#### GOAL
Tally the lines that include "this". Output the number only.

#### SOURCE MATERIAL
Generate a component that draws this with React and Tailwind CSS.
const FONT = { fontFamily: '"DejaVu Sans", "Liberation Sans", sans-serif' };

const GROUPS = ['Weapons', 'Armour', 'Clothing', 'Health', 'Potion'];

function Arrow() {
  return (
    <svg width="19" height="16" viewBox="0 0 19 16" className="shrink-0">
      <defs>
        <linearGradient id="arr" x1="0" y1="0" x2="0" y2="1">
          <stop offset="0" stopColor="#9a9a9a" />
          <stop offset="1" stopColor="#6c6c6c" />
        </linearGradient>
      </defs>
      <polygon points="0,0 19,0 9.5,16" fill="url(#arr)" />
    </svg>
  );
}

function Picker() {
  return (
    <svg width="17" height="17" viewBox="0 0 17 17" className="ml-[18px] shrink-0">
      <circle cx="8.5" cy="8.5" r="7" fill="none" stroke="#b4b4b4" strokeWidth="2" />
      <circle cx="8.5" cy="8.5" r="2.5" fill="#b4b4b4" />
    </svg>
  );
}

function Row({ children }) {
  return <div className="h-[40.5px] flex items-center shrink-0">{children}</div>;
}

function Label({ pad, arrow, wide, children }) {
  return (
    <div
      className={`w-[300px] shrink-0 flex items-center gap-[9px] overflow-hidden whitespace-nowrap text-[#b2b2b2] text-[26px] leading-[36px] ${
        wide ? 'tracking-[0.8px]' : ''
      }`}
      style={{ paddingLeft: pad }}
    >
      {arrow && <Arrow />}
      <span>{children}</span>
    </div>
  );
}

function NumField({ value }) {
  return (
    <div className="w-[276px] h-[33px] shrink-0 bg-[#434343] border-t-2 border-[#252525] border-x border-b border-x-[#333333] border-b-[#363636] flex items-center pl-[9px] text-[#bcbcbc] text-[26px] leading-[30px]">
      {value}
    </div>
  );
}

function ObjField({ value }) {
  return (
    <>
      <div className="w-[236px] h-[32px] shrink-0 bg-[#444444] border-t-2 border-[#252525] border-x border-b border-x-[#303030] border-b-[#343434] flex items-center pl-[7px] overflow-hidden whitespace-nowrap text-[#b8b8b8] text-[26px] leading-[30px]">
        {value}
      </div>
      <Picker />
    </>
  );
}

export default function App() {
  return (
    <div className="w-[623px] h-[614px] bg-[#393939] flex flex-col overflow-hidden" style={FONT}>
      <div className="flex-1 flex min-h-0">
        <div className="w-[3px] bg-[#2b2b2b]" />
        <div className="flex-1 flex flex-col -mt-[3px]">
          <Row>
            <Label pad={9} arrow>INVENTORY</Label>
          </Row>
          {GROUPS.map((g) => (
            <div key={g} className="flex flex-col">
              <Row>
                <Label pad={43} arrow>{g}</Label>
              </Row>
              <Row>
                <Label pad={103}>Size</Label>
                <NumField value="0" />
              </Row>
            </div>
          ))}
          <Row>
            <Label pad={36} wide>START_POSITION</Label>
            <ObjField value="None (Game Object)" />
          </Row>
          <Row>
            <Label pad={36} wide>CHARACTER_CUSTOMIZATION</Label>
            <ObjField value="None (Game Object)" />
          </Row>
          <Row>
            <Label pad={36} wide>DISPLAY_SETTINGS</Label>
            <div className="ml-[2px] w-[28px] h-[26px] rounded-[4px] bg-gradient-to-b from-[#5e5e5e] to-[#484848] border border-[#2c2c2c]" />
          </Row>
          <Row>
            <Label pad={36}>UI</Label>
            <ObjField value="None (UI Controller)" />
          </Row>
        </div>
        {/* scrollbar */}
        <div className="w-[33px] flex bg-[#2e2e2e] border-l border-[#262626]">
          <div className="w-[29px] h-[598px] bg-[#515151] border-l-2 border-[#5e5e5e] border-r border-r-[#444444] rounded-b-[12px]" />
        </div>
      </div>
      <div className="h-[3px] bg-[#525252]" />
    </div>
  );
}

==

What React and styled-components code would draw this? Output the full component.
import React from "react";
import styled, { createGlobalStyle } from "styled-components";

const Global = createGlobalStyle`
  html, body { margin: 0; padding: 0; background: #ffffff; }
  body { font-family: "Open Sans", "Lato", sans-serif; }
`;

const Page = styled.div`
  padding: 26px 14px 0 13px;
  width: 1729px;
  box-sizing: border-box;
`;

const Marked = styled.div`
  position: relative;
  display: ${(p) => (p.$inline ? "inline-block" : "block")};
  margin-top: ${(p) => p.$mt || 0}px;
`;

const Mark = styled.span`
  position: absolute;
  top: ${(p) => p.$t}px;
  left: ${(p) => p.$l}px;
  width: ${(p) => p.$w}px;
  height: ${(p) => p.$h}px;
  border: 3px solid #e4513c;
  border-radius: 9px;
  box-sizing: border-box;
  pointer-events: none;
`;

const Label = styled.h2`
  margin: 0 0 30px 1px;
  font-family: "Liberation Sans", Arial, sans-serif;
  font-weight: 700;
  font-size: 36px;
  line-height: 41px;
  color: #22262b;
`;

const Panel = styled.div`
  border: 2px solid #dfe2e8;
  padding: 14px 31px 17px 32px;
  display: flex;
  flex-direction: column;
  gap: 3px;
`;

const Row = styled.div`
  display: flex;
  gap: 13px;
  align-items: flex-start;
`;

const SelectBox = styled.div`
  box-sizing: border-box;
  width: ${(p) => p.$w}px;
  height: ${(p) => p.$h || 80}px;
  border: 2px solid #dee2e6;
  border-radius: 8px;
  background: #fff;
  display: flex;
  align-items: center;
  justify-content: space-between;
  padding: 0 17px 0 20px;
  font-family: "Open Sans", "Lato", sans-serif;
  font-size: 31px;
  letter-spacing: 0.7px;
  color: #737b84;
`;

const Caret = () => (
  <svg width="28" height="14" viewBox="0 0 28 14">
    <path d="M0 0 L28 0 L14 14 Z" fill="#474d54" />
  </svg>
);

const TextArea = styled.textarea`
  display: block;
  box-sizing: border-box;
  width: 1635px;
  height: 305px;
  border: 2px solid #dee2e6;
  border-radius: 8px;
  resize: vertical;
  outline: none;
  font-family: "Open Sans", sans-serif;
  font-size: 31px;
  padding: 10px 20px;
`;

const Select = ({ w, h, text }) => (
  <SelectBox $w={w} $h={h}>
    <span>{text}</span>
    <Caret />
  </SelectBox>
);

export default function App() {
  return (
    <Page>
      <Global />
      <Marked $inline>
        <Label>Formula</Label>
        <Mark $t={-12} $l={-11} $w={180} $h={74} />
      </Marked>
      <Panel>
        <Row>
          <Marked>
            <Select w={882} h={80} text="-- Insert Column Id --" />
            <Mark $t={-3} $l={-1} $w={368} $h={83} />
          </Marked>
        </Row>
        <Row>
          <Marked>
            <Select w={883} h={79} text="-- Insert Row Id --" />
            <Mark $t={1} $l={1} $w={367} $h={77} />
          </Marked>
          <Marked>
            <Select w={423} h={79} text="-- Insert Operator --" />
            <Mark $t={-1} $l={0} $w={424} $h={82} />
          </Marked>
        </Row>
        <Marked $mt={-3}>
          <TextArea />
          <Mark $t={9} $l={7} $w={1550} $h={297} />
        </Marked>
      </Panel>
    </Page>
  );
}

#### COMPLETE ANSWER
2